Cela signifie aussi que les prêtres grecs sont payés par l’État. Une facture qui s'élève à 200 millions d'euros chaque année.



(2)que l'Eglise est le premier propriétaire foncier dans le pays. Un patrimoine (sous-) évalué entre 1 et 2,5 milliards d'euros. Outre les bâtiments religieux, l’Église contrôle 130 000 ha de terres, des réseaux d'hôpitaux et écoles privés, et même des hôtels et restaurants de luxe.

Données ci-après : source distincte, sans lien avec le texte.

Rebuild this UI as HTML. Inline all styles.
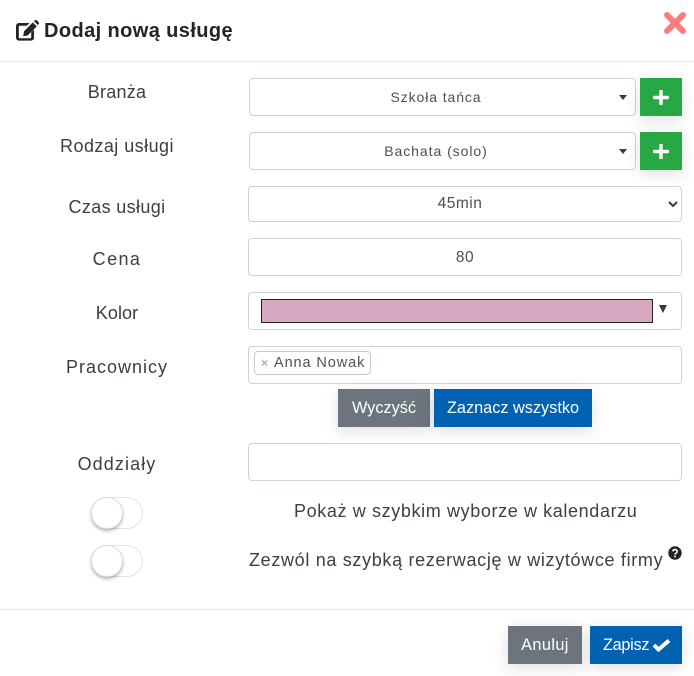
<!DOCTYPE html>
<html><head><meta charset="utf-8">
<style>
html,body{margin:0;padding:0;background:#fff}
body{width:694px;height:676px;position:relative;overflow:hidden;font-family:"Liberation Sans",sans-serif;color:#495057}
.a{position:absolute;box-sizing:border-box}
.t{position:absolute;white-space:nowrap;line-height:20px;height:20px}
.c{text-align:center}
.l{font-size:18px;color:#3b4046;text-align:center;left:11px;width:212px}
.box{position:absolute;box-sizing:border-box;border:1px solid #ced4da;border-radius:4px;background:#fff}
.btn{position:absolute;box-sizing:border-box;color:#fff;text-align:center;font-size:16.3px;box-shadow:0 4px 16px rgba(0,0,0,.13)}
.g{background:#28a745;width:42px;height:38px;left:640px}
.line{position:absolute;left:0;width:694px;height:1px;background:#e3e5e8}
.tog{position:absolute;left:91px;width:52px;height:32px;border:1px solid #e2e2e2;border-radius:16px;box-sizing:border-box;background:#fff}
.tog i{position:absolute;left:-1px;top:-1px;width:32px;height:32px;border-radius:50%;background:#fff;border:1px solid #ddd;box-sizing:border-box;box-shadow:0 2px 3px rgba(0,0,0,.3)}
.tri{position:absolute;width:0;height:0;border-left:4px solid transparent;border-right:4px solid transparent;border-top:5px solid #343a40}
</style></head><body>
<div class="a" style="left:0;top:0;width:694px;height:676px;background:#fff"></div>
<svg class="a" style="left:16px;top:20px" width="23" height="21" viewBox="0 0 23 21"><path fill="#212529" d="M3 3h10.5l-2.6 2.8H3.6a.8.8 0 0 0-.8.8v10.8a.8.8 0 0 0 .8.8h10.8a.8.8 0 0 0 .8-.8v-5l2.8-2.8v8a3 3 0 0 1-3 3H3a3 3 0 0 1-3-3V6a3 3 0 0 1 3-3z"/><path fill="#212529" d="M16.8 2.4l4 4-9 9-4.6.8.8-4.8zM18 1.2l.8-.8a1.5 1.5 0 0 1 2.1 0l1.7 1.7a1.5 1.5 0 0 1 0 2.1l-.8.8z"/></svg>
<div class="t" style="left:44px;top:21px;font-size:20px;font-weight:bold;color:#212529;letter-spacing:.4px">Dodaj nową usługę</div>
<svg class="a" style="left:663px;top:11px" width="24" height="24" viewBox="0 0 24 24"><path d="M4 4L20 20M20 4L4 20" stroke="#ff7b7b" stroke-width="6" stroke-linecap="round"/></svg>
<div class="line" style="top:61px"></div>

<div class="t l" style="top:82px;letter-spacing:.25px">Branża</div>
<div class="box" style="left:249px;top:78px;width:387px;height:38px"></div>
<div class="t c" style="left:249px;width:374px;top:87px;font-size:14px;letter-spacing:.9px;color:#495057">Szkoła tańca</div>
<div class="tri" style="left:619px;top:95px"></div>
<div class="btn g" style="top:78px"></div>
<svg class="a" style="left:653px;top:90px" width="16" height="15" viewBox="0 0 16 15"><path d="M1.5 7.5h13M8 1v13" stroke="#fff" stroke-width="3.4" stroke-linecap="round"/></svg>

<div class="t l" style="top:136px;letter-spacing:.45px">Rodzaj usługi</div>
<div class="box" style="left:249px;top:132px;width:387px;height:38px"></div>
<div class="t c" style="left:249px;width:374px;top:141px;font-size:14px;letter-spacing:.95px;color:#495057">Bachata (solo)</div>
<div class="tri" style="left:619px;top:149px"></div>
<div class="btn g" style="top:132px"></div>
<svg class="a" style="left:653px;top:144px" width="16" height="15" viewBox="0 0 16 15"><path d="M1.5 7.5h13M8 1v13" stroke="#fff" stroke-width="3.4" stroke-linecap="round"/></svg>

<div class="t l" style="top:197px;letter-spacing:.35px">Czas usługi</div>
<div class="box" style="left:248px;top:186px;width:434px;height:36px"></div>
<div class="t c" style="left:249px;width:422px;top:194px;font-size:15.5px;letter-spacing:.5px">45min</div>
<svg class="a" style="left:668px;top:201px" width="10" height="7" viewBox="0 0 10 7"><path d="M1 1l4 4 4-4" fill="none" stroke="#343a40" stroke-width="2"/></svg>

<div class="t l" style="top:249px;letter-spacing:1.4px">Cena</div>
<div class="box" style="left:248px;top:238px;width:434px;height:38px"></div>
<div class="t c" style="left:248px;width:434px;top:248px;font-size:15.5px;letter-spacing:.5px">80</div>

<div class="t l" style="top:303px;letter-spacing:.1px">Kolor</div>
<div class="box" style="left:248px;top:292px;width:434px;height:38px"></div>
<div class="a" style="left:261px;top:299px;width:392px;height:24px;background:#d7a7bf;border:1px solid #222"></div>
<div class="tri" style="left:659px;top:305px;border-left-width:4.5px;border-right-width:4.5px;border-top-width:8px"></div>

<div class="t l" style="top:357px;letter-spacing:1px">Pracownicy</div>
<div class="box" style="left:248px;top:346px;width:434px;height:38px"></div>
<div class="box" style="left:254px;top:351px;width:117px;height:24px;border-color:#c3c9d6"></div>
<div class="t" style="left:261px;top:353px;font-size:12px;color:#a6adb8;font-weight:bold">×</div>
<div class="t" style="left:274px;top:353px;font-size:14.5px;letter-spacing:.9px;color:#4c5257">Anna Nowak</div>

<div class="btn" style="left:338px;top:389px;width:92px;height:38px;line-height:38px;background:#6c757d">Wyczyść</div>
<div class="btn" style="left:434px;top:389px;width:158px;height:38px;line-height:38px;background:#0062b0">Zaznacz wszystko</div>

<div class="t l" style="top:454px;letter-spacing:1.1px">Oddziały</div>
<div class="box" style="left:248px;top:443px;width:434px;height:38px"></div>

<div class="tog" style="top:497px"><i></i></div>
<div class="t" style="left:294px;top:501px;font-size:18px;letter-spacing:.62px;color:#3b4046">Pokaż w szybkim wyborze w kalendarzu</div>
<div class="tog" style="top:545px"><i></i></div>
<div class="t" style="left:249px;top:550px;font-size:18px;letter-spacing:.67px;color:#3b4046">Zezwól na szybką rezerwację w wizytówce firmy</div>
<svg class="a" style="left:668px;top:546px" width="14" height="14" viewBox="0 0 14 14"><circle cx="7" cy="7" r="6.7" fill="#212529"/><path d="M4.8 5.4c.2-1.2 1.1-1.8 2.2-1.8 1.2 0 2.2.8 2.2 1.9 0 1.7-2.1 1.6-2.1 3.1" fill="none" stroke="#fff" stroke-width="1.6"/><rect x="6.2" y="9.6" width="1.7" height="1.7" fill="#fff"/></svg>

<div class="line" style="top:609px"></div>
<div class="btn" style="left:508px;top:626px;width:74px;height:38px;line-height:38px;background:#6c757d;letter-spacing:.4px">Anuluj</div>
<div class="btn" style="left:590px;top:626px;width:92px;height:38px;line-height:38px;background:#0062b0;text-align:left;padding-left:13px;letter-spacing:-.3px">Zapisz</div>
<svg class="a" style="left:652px;top:638px" width="19" height="14" viewBox="0 0 19 14"><path d="M2 7l4.5 4.5L17 2.5" fill="none" stroke="#fff" stroke-width="4"/></svg>
</body></html>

(3)qu'elle bénéficie de privilèges fiscaux exorbitants. Quand on sait que l’Église n'a payé que 12 millions d'euros en 2012, on est loin du compte, au vu du patrimoine officiel. Il faut dire que, jouant de son influence sur le pouvoir politique, l’Église a continué à voir ses privilèges intacts.



En 2010, le gouvernement socialiste avait aboli la taxe de 35 % sur le denier du culte. En 2011, il avait exempté l’Église du paiement de la taxe sur la propriété foncière qui a touché tous les Grecs via la facture d'électricité.



(4)que les moines d'Athos sont un exemple de la richesse fraduleuse de l’Église. Que Tsipras puisse présenter les moines comme un modèle d' « honnêteté », un communisme théocratique en acte, c'est proprement incroyable, pour tout connaisseur de la Grèce.



Athos et l'argent, pour un Grec, c'est le plus grand scandale immobilier, de corruption, de vol du patrimoine public de ces dernières années.



En 2005, alors que les moins entament la rénovation onéreuse du monastère de Vatopedi, ils découvrent lors de fouilles des droits de propriété pluri-séculaires sur des terrains au Nord de la Grèce autour du lac de Vistonida.



Des terres de faible valeur que les moines – par l'entremise du pieux père Ephraim – s'empressent de troquer à l'Etat en échange de terrains publics à haut potentiel immobilier.



Les moines re-vendent immédiatement les terrains et dégotent une plus-value chiffrée entre 100 millions et 1 milliards d'€.



En 2011, le scandale éclate, père Ephraim est rattrapé par la justice : 200 millions d'€ sont retrouvés sur son compte en banque. Ce genre d'opérations de spéculation immobilière sous patronage ecclésiastique n'est hélas pas une exception en Grèce, où elles se chiffraient à plusieurs dizaines.



 

« Tout est à eux, rien est à nous : tout ce qu'ils ont, ils l'ont volé! ». Ce slogan qu'on connaît bien, chaque militant de gauche en Grèce l'entonne depuis des décennies face à une force qui a fait systématiquement obstacle au changement, et qui désormais est prêt à bénir Saint-Alexis.